-- DATA SEGMENT start --

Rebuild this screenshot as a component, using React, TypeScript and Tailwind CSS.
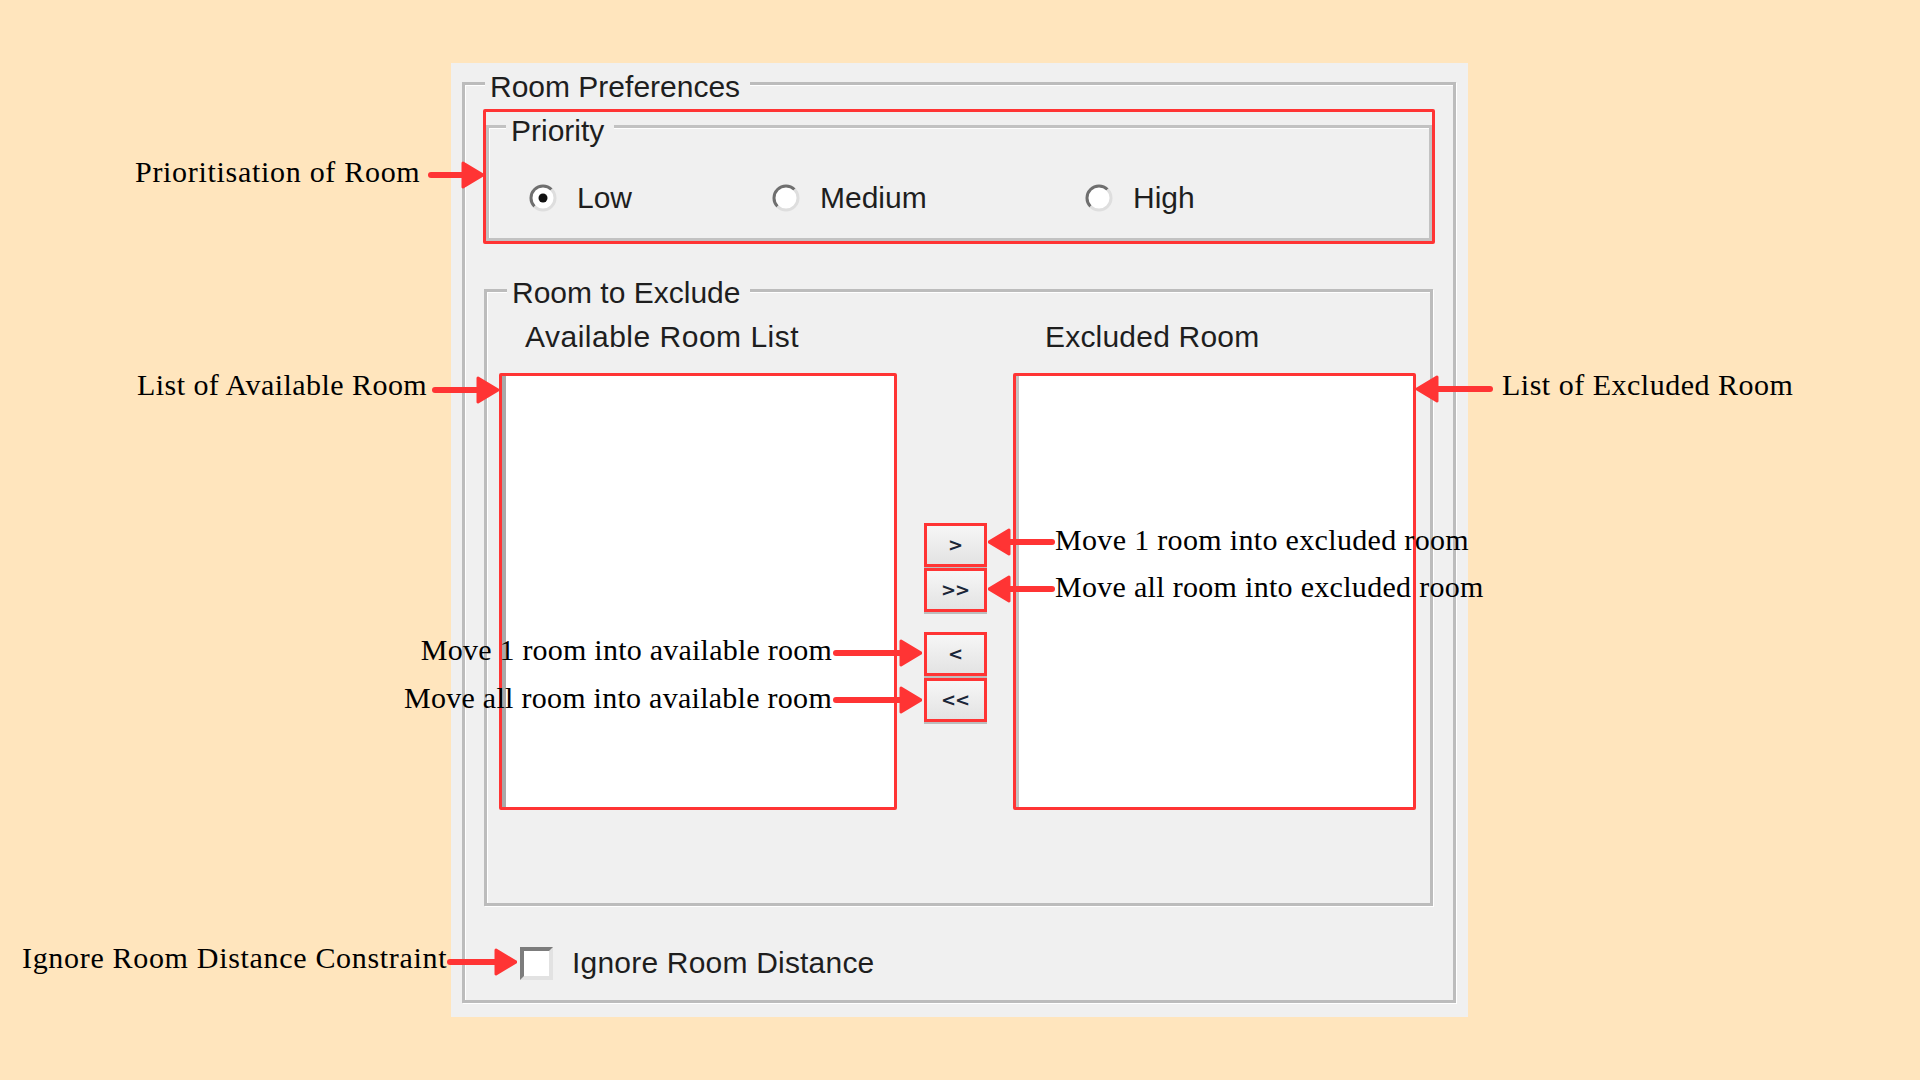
import type { ReactNode } from 'react'

const UI_FONT = "font-['Liberation_Sans',Arial,sans-serif] text-[30px] leading-[34px] text-[#1e1e1e]"
const NOTE_FONT = "font-['Liberation_Serif','Times_New_Roman',serif] text-[30px] leading-[34px] text-black"
const RED = '#ff3434'

function Legend({ pos, children }: { pos: string; children: ReactNode }) {
  return (
    <span className={`absolute whitespace-nowrap bg-[#f0f0f0] pl-[5px] pr-[10px] ${pos}`}>{children}</span>
  )
}

function RadioDot({ checked }: { checked?: boolean }) {
  return (
    <svg viewBox="0 0 28 28" className="h-[28px] w-[28px] shrink-0">
      <circle cx="14" cy="14" r="12" fill="#fff" />
      <path d="M5.5 22.5 A12 12 0 0 1 22.5 5.5" stroke="#6f6f6f" strokeWidth="3" fill="none" />
      <path d="M22.5 5.5 A12 12 0 0 1 5.5 22.5" stroke="#dedede" strokeWidth="3" fill="none" />
      {checked && <circle cx="14" cy="14" r="4.5" fill="#111" />}
    </svg>
  )
}

function Radio({ label, checked, width }: { label: string; checked?: boolean; width: string }) {
  return (
    <div className={`flex items-center gap-[20px] ${width}`}>
      <RadioDot checked={checked} />
      <span>{label}</span>
    </div>
  )
}

function MoveButton({ label }: { label: string }) {
  return (
    <div className="flex h-[44px] w-[63px] items-center justify-center border-[3px] border-[#ff3434] bg-gradient-to-b from-[#f6f6f6] to-[#e3e3e3] font-['DejaVu_Sans',sans-serif] text-[18px] font-bold leading-none tracking-[-1px] text-[#1b2638] shadow-[0_2px_0_#bdbdbd]">
      {label}
    </div>
  )
}

function Arrow({ pos, width, dir }: { pos: string; width: number; dir: 'left' | 'right' }) {
  const w = width
  const line = dir === 'right' ? `M3 14 H${w - 16}` : `M${w - 3} 14 H16`
  const head = dir === 'right' ? `M${w - 21} 2 L${w - 1} 14 L${w - 21} 26 Z` : 'M21 2 L1 14 L21 26 Z'
  return (
    <svg className={`absolute h-[28px] ${pos}`} width={w} height={28} viewBox={`0 0 ${w} 28`}>
      <path d={line} stroke={RED} strokeWidth="6" strokeLinecap="round" />
      <path d={head} fill={RED} stroke={RED} strokeWidth="3" strokeLinejoin="round" />
    </svg>
  )
}

function Note({ pos, children }: { pos: string; children: ReactNode }) {
  return <div className={`absolute whitespace-nowrap ${NOTE_FONT} ${pos}`}>{children}</div>
}

export default function App() {
  return (
    <div className="relative h-[1080px] w-[1920px] overflow-hidden bg-[#ffe5bd] pl-[451px] pt-[63px]">
      {/* the form */}
      <div className={`h-[954px] w-[1017px] bg-[#f0f0f0] pl-[11px] pr-[12px] pt-[19px] ${UI_FONT}`}>
        <div className="relative h-[921px] border-[3px] border-[#bcbcbc] shadow-[1px_1px_0_#fff,inset_1px_1px_0_#fff]">
          <Legend pos="left-[20px] top-[-15px]">Room Preferences</Legend>

          {/* priority */}
          <div className="ml-[18px] mr-[18px] mt-[24px] h-[135px] rounded-[2px] border-[3px] border-[#ff3434]">
            <div className="relative mt-[13px] h-[116px] border-[3px] border-[#c2c2c2] shadow-[inset_1px_1px_0_#fff]">
              <Legend pos="left-[17px] top-[-14px]">Priority</Legend>
              <div className="mt-[53px] flex pl-[40px]">
                <Radio label="Low" checked width="w-[243px]" />
                <Radio label="Medium" width="w-[313px]" />
                <Radio label="High" width="w-[200px]" />
              </div>
            </div>
          </div>

          {/* room to exclude */}
          <div className="relative ml-[19px] mr-[20px] mt-[45px] h-[617px] border-[3px] border-[#bcbcbc] shadow-[1px_1px_0_#fff,inset_1px_1px_0_#fff]">
            <Legend pos="left-[20px] top-[-16px]">Room to Exclude</Legend>
            <div className="flex pt-[28px]">
              <div className="w-[558px] pl-[38px] tracking-[0.5px]">Available Room List</div>
              <div className="tracking-[0.2px]">Excluded Room</div>
            </div>
            <div className="mt-[19px] flex pl-[12px] pr-[14px]">
              <div className="h-[437px] w-[398px] rounded-[2px] border-[3px] border-[#ff3434] bg-white shadow-[inset_4px_0_0_#a9a9a9]" />
              <div className="flex w-[116px] flex-col items-center pt-[150px]">
                <MoveButton label=">" />
                <div className="mt-[1px]">
                  <MoveButton label=">>" />
                </div>
                <div className="mt-[20px]">
                  <MoveButton label="<" />
                </div>
                <div className="mt-[2px]">
                  <MoveButton label="<<" />
                </div>
              </div>
              <div className="h-[437px] w-[403px] rounded-[2px] border-[3px] border-[#ff3434] bg-white shadow-[inset_3px_0_0_#c4c4c4]" />
            </div>
          </div>

          {/* ignore distance */}
          <div className="mt-[40px] flex items-center gap-[19px] pl-[55px]">
            <div className="h-[33px] w-[33px] border-[4px] border-b-[#e2e2e2] border-l-[#7c7c7c] border-r-[#e2e2e2] border-t-[#7c7c7c] bg-white" />
            <span className="tracking-[0.2px]">Ignore Room Distance</span>
          </div>
        </div>
      </div>

      {/* annotations */}
      <div className="pointer-events-none absolute inset-0">
        <Note pos="left-[135px] top-[155px] tracking-[0.7px]">Prioritisation of Room</Note>
        <Arrow pos="left-[428px] top-[161px]" width={56} dir="right" />

        <Note pos="left-[137px] top-[368px] tracking-[0.45px]">List of Available Room</Note>
        <Arrow pos="left-[432px] top-[376px]" width={67} dir="right" />

        <Note pos="left-[1502px] top-[368px] tracking-[0.5px]">List of Excluded Room</Note>
        <Arrow pos="left-[1416px] top-[375px]" width={77} dir="left" />

        <Note pos="left-[1055px] top-[523px] tracking-[0.33px]">Move 1 room into excluded room</Note>
        <Arrow pos="left-[988px] top-[528px]" width={67} dir="left" />

        <Note pos="left-[1055px] top-[570px] tracking-[0.3px]">Move all room into excluded room</Note>
        <Arrow pos="left-[988px] top-[575px]" width={67} dir="left" />

        <Note pos="right-[1088px] top-[633px] tracking-[0.23px]">Move 1 room into available room</Note>
        <Arrow pos="left-[833px] top-[639px]" width={89} dir="right" />

        <Note pos="right-[1088px] top-[681px] tracking-[0.27px]">Move all room into available room</Note>
        <Arrow pos="left-[833px] top-[686px]" width={89} dir="right" />

        <Note pos="left-[22px] top-[941px] tracking-[0.68px]">Ignore Room Distance Constraint</Note>
        <Arrow pos="left-[447px] top-[948px]" width={70} dir="right" />
      </div>
    </div>
  )
}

-- DATA SEGMENT end --

▸ EXERCISE BRIEF
Up to and including the line with "const RED = '#ff3434'", copy the data above from its first line. Skip pictures.

▸ RESULT
Rebuild this screenshot as a component, using React, TypeScript and Tailwind CSS.
import type { ReactNode } from 'react'

const UI_FONT = "font-['Liberation_Sans',Arial,sans-serif] text-[30px] leading-[34px] text-[#1e1e1e]"
const NOTE_FONT = "font-['Liberation_Serif','Times_New_Roman',serif] text-[30px] leading-[34px] text-black"
const RED = '#ff3434'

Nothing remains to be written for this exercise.